GAIL BROWN: I’ve never sat on the sales side of recruitment. I've always been operations and as I’ve said earlier, from my 18 years, I don’t ever remember in the operational side a very clear male dominated area verses female, so I don’t know if it was different, I’m sure it was different. I do have to say from when I first started in the early 2000s, I don’t remember seeing many women in the sales side of the business. It was never a very male dominated or female dominated side in the operational area, I think it was quite an even split but if I think if I remember back then it definitely was more male.
CLARE COOPER: I think more than anything, in the 10 years I’ve been here at Phaidon International, I think the same. I think it is better now obviously, there’s loads more women. I think the biggest change is the change in general within the recruitment industry. Certainly, when we first started, it was a bit like the wild wild west. Being in recruitment had such a bad reputation. I think a lot of our competitors were just complete boys clubs and I think the industry as a whole back 10, 15 years ago wasn’t as professional as it is now. So, I think they’re the biggest changes and I think probably now the industry is more welcoming to females. Let’s face it, I think back then it was probably a bit more boisterous than it is now so that’s the biggest change.
DAWN HAMPTON: I’m laughing because it was brutal. I mean the reality is, 18 years ago it was brutal. I could not wear flat shoes. I had to change my shoes outside the office, not even in the lift because if I got caught changing my shoes into stilettos in the lift, I would have got mugged off just for that.
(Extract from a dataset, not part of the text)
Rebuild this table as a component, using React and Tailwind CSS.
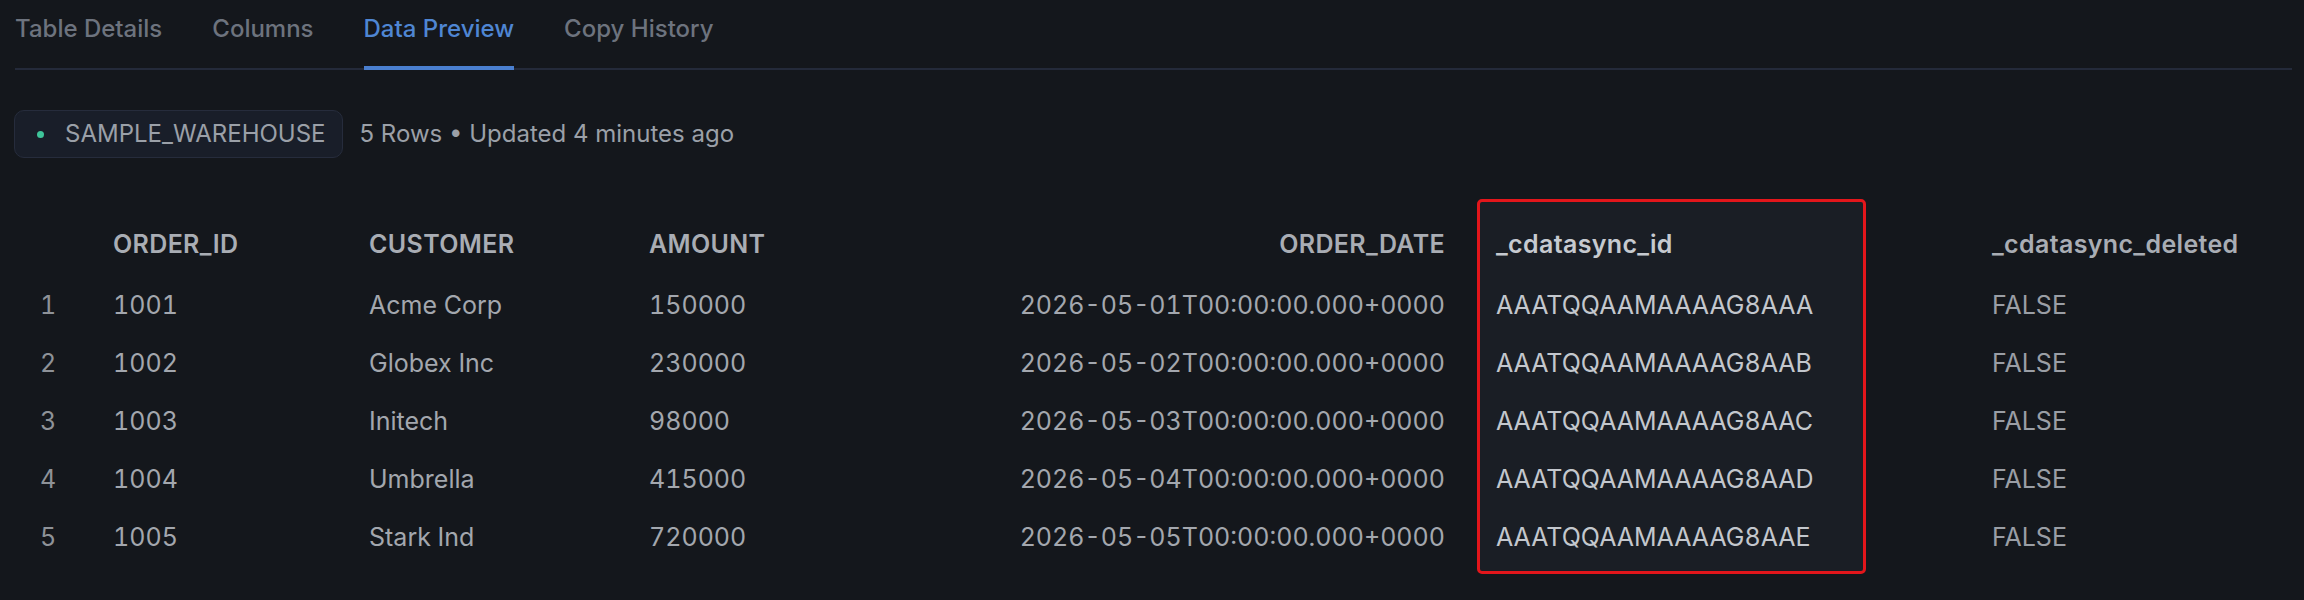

So, I spent most of my evenings, if we went out, in strip clubs and lap dancing bars because that’s where we went, that’s what all the boys wanted to do. This was a long time ago and obviously the world is very different now and things have luckily changed quite dramatically but it was. I was the only girl in an office of 50 blokes at one point. When they rang the bell, they would get all excited like we do now. If I did, it was like silence from all the men. It was literally silence. So, the only way I could deal with that was to absolutely smash them to bits and beat them all until they had to respect me, then they liked me, then they loved me, then they became my best friends. But that was the way to do it, just to be better than all of them which probably spurred me on quite dramatically. It was brutal but it is not like that now. Things are very different, much better, and it was probably a bit brutal for the men as well, you know. If they came in with a little bit of stubble, they were sent down the road to get a razor and they had to make sure they were wearing their ties all the way up.